Mr. Fischer said he has stayed out of the limelight because he is shy and lacks charisma, yet he speaks passionately about digital security and e-business - and even pounded the table when laying out his philosophy on digital security.
"It's a good thing and we need it," he exclaimed, half-jokingly.
He becomes more serious on the question of whether banks will be the guarantors of e-commerce security.
Noting that U.S. bankers have been slow to embrace smart cards, he said he thinks they will be one of the catalysts for adoption. But he is convinced that smart cards will prevail "no matter what happens."
"I'm using a sort of broader-brush stroke rather than trying to figure out which particular application will make this all happen," he said. "There are going to be a lot of things smart cards will be used for, not just one killer app."
Understandably, SmartDisk's major growth areas are in Asia and Latin America, which lack a U.S.-type telecommunications infrastructure for transaction authorizations and security.
Mr. Fischer, who speaks with a slight Southern drawl, was born in Kentucky, spent his childhood in Louisiana, and went to high school and college in West Virginia.
He holds bachelor's and master's degrees in mathematics from West Virginia University and started doctorate studies before being swept away by the computer world.
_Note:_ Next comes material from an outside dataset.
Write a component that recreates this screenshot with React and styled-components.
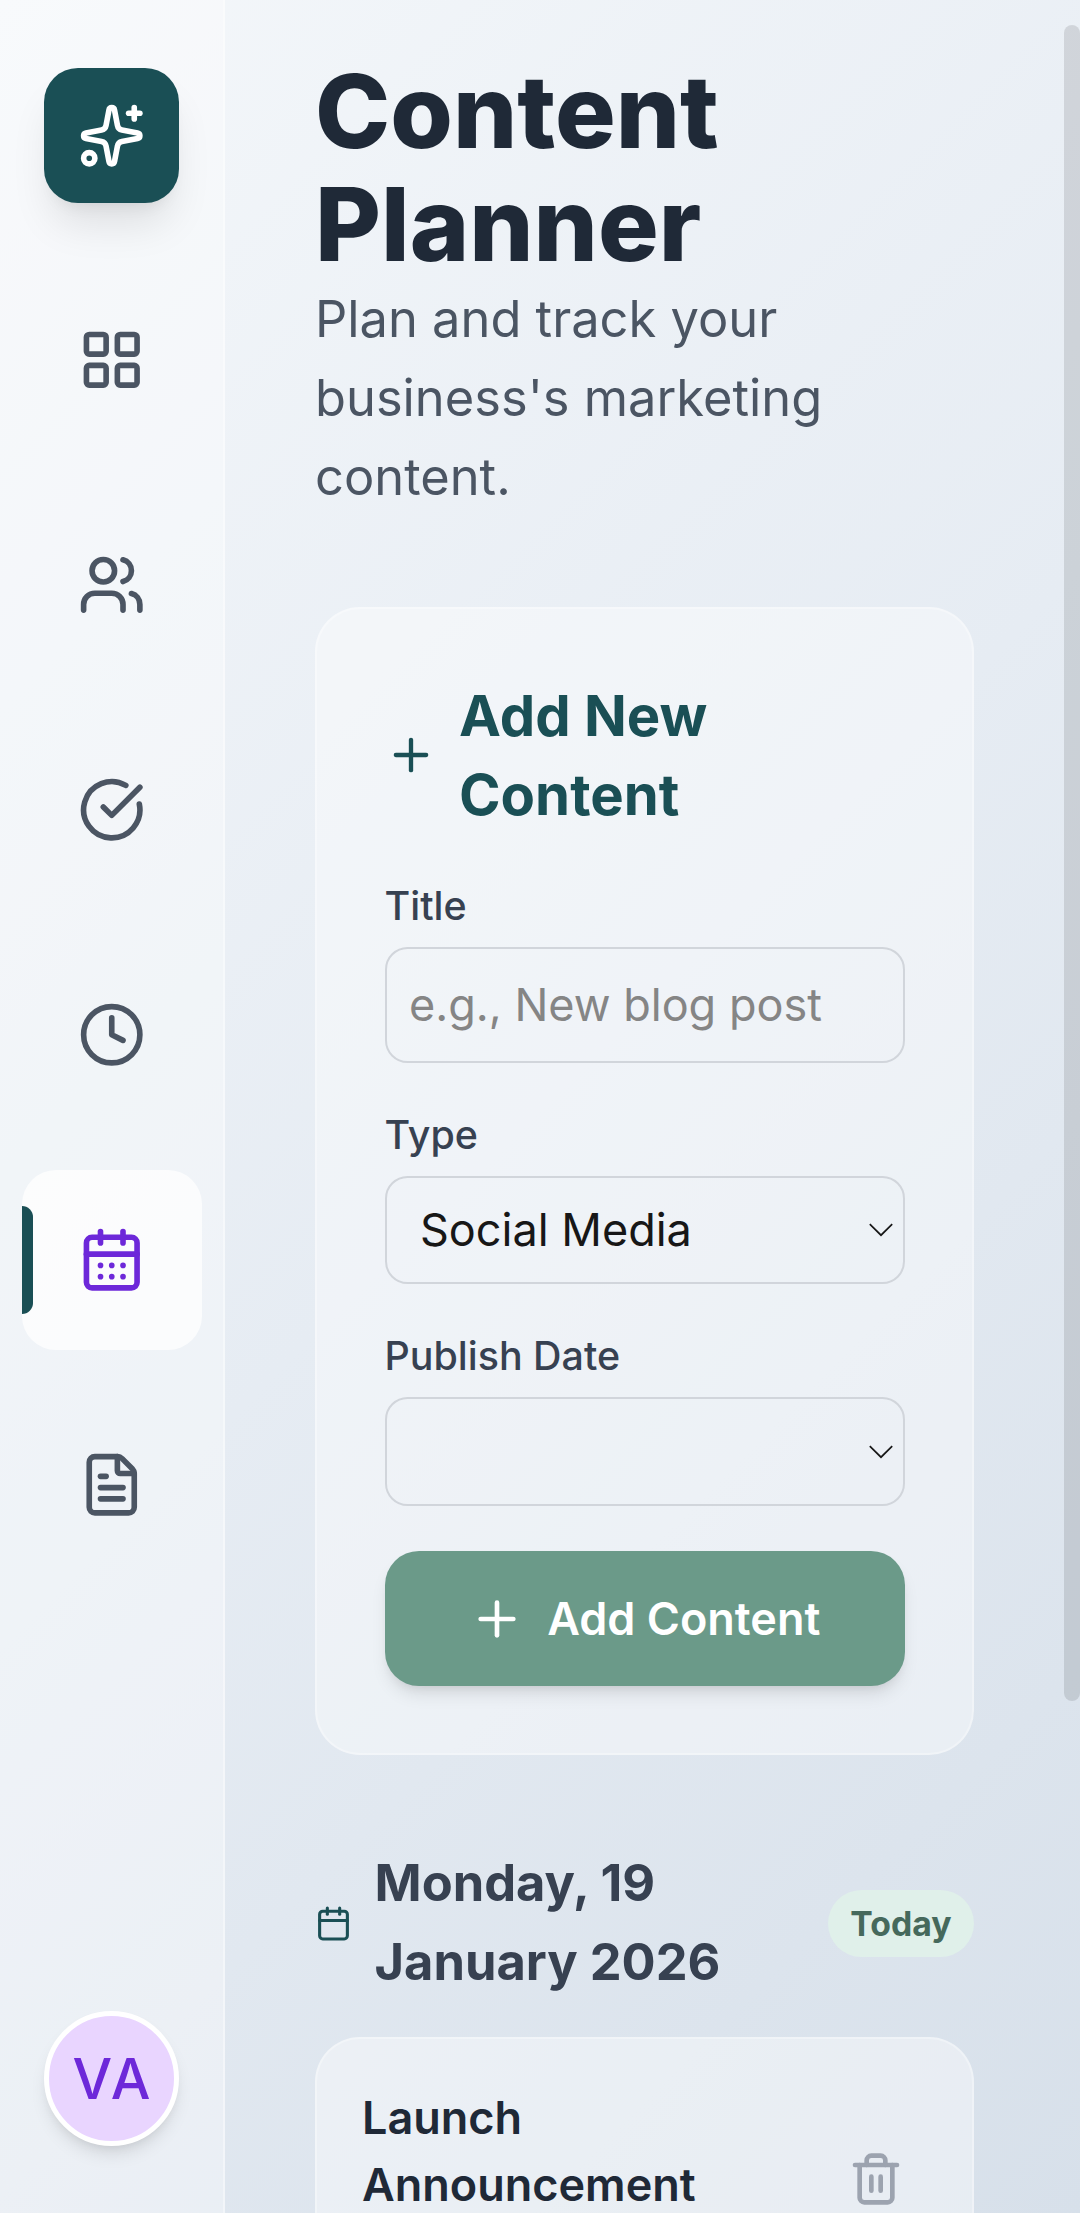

Working at his college computer center, he started to develop security programs for mainframes. In 1980 he developed technology for stock-market forecasting and became a partner in Duquesne Capital Management, a $1 billion asset management company, where he is still a board member.
He has addressed Congress on several topics, including digital signature standards, proposed digital telephony legislation, and the United States' global competitiveness. He is a life member of the Association of Former Intelligence Officers.
His white paper, "Electronic Document Authorization," won awards in the early 1990s from the National Institute of Standards and Technology and the National Computer Security Center of the Department of Defense.
Reflecting on his years of puzzle-solving, he joked, "If I knew all the pieces that were involved to make (electronic commerce) happen, then I never would have gotten involved in the first place.
"Now that we've got a few of them out there already working, it feels much better," he said. "The vision that I had 10 or 15 years ago is manifesting now."